Amends the Naval Petroleum Reserves Production Act of 1976, as amended by the Energy Policy Act of 2005, to repeal: (1) specified requirements for applications for renewal of oil and gas leases with and without discoveries in the Naval Petroleum Reserve in Alaska; and (2) the Secretary's authority to waive, suspend, or reduce rental fees or royalty on a leasehold in the Alaska Reserve.
(Sec. 802) Directs the Secretary to issue regulations to establish an annual conservation fee for all oil and gas leases on federal onshore and offshore lands of $2 per barrel of oil and 20 cents per million BTU of natural gas in 2010 dollars.
(Sec. 803) Declares that nothing in this Act modifies, amends, or affects leasing on Indian lands as currently carried out by the Bureau of Indian Affairs of the Department of the Interior.
(Sec. 804) Directs the President, acting through the Secretary, to publish a final determination of the boundaries of coastal states projected seaward to the outer margin of the OCS.
(Sec. 805) Amends the National Wildlife Refuge System Administration Act of 1966 to subject to liability to the United States any person who destroys, causes the loss of, or injures any refuge resource.

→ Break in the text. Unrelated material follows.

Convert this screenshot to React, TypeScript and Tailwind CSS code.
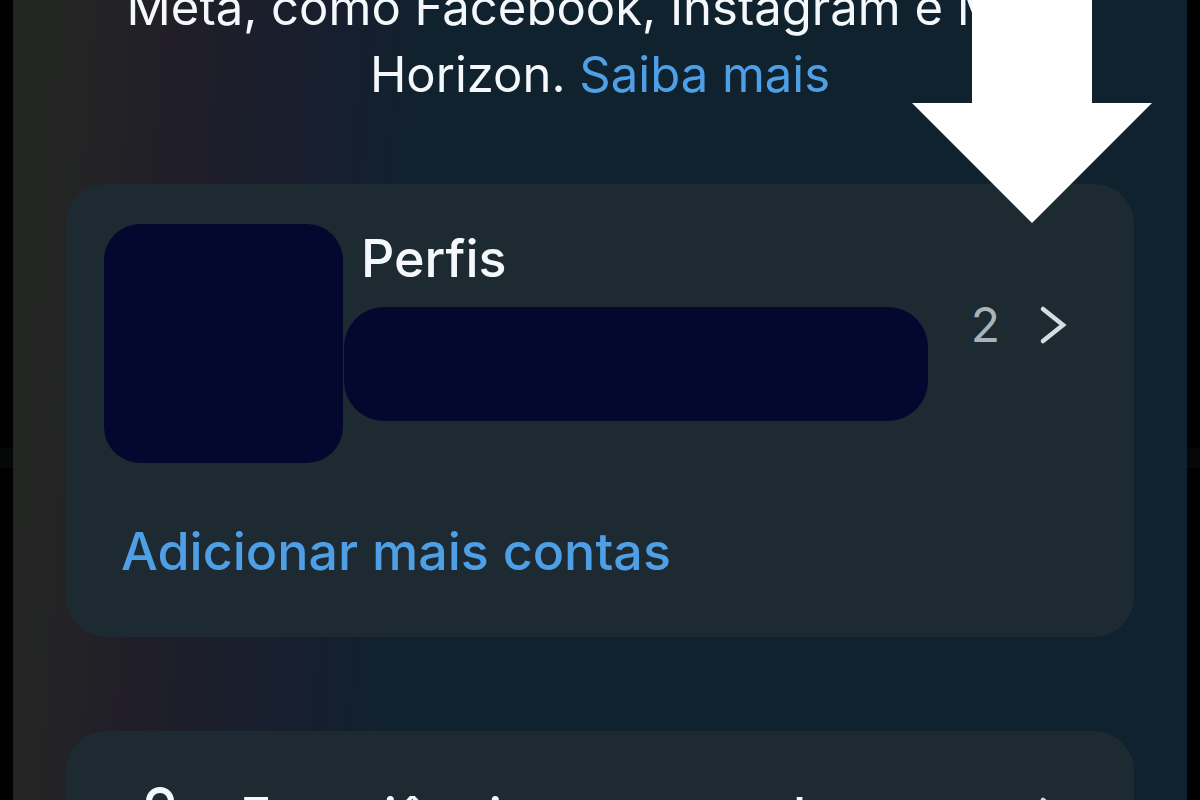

(Sec. 806) Amends the Coastal Zone Management Act of 1972 to authorize the Secretary of Commerce to make grants of up to $750,000 per fiscal year for each of FY2011-FY2015 to an eligible coastal state to revise its coastal zone management program to identify and implement new policies and procedures to ensure sufficient state level response capabilities to address the environmental, economic, and social impacts of oil spills or other accidents resulting from OCS energy activities with the potential to affect land, water use, or natural resources of the coastal zone. Prohibits requiring any state to make a matching contribution.
(Sec. 807) Amends the Energy Policy Act of 2005 to require all federal department and agency heads to provide the Secretary, upon request, with all data and information necessary (except privileged or proprietary information) to include in the coordinated OCS mapping initiative.
(Sec. 808) Prohibits the use of funds authorized or made available by this Act to carry out any activity or pay any costs for removal or damages for which a responsible party is liable under the Oil Pollution Act of 1990 or other law.
(Sec. 809) Amends the Energy Policy Act of 2005 to repeal the rebuttable presumption that certain actions by either the Secretary of the Interior or the Secretary of Agriculture are excluded from environmental review under the National Environmental Policy Act of 1969. (Thus subjects all such actions to EPA review.)
(Sec. 810) Requires a federal official to respond within 48 hours of receiving a state permit application or request for approval to initiate state or local government response activity to protect its lands and waters that is directly related to an oil spill of national significance.
(Sec. 811) Directs to Comptroller General to evaluate the Department of the Interior implementation of this Act, including whether there has been a sufficient reduction in the conflict between mission and interest within the Department.
(Sec. 812) Requires the Secretary of the Interior to arrange with the National Academy of Engineering to assess the economic, safety, and environmental impacts of requiring relief wells to be drilled in tandem with the drilling of wells subject to the requirements of this Act.
Title IX: Study of Actions to Improve the Accuracy of Collection of Royalties - Study of Ways to Improve the Accuracy of the Collection of Federal Oil, Condensate, and Natural Gas Royalties Act of 2010 - (Sec. 902) Requires the Secretary of the Interior to arrange with the National Academy of Engineering to study whether the accuracy of royalties collection on production of oil, condensate, and natural gas under leases of federal and Indian lands would be improved by specified practices, including: (1) the installation of digital meters for all lands from which natural gas is produced, and (2) the replacement of plug valves in natural gas gathering lines with ball valves.
Title X: Offshore Oil and Gas Worker Whistleblower Protection - Offshore Oil and Gas Worker Whistleblower Protection Act of 2010 - Prohibits employer retaliation against whistleblowers.
Prescribes an administrative procedure for investigating employer violations of this prohibition and civil actions to compel employer compliance with an order for relief issued by an administrative law judge.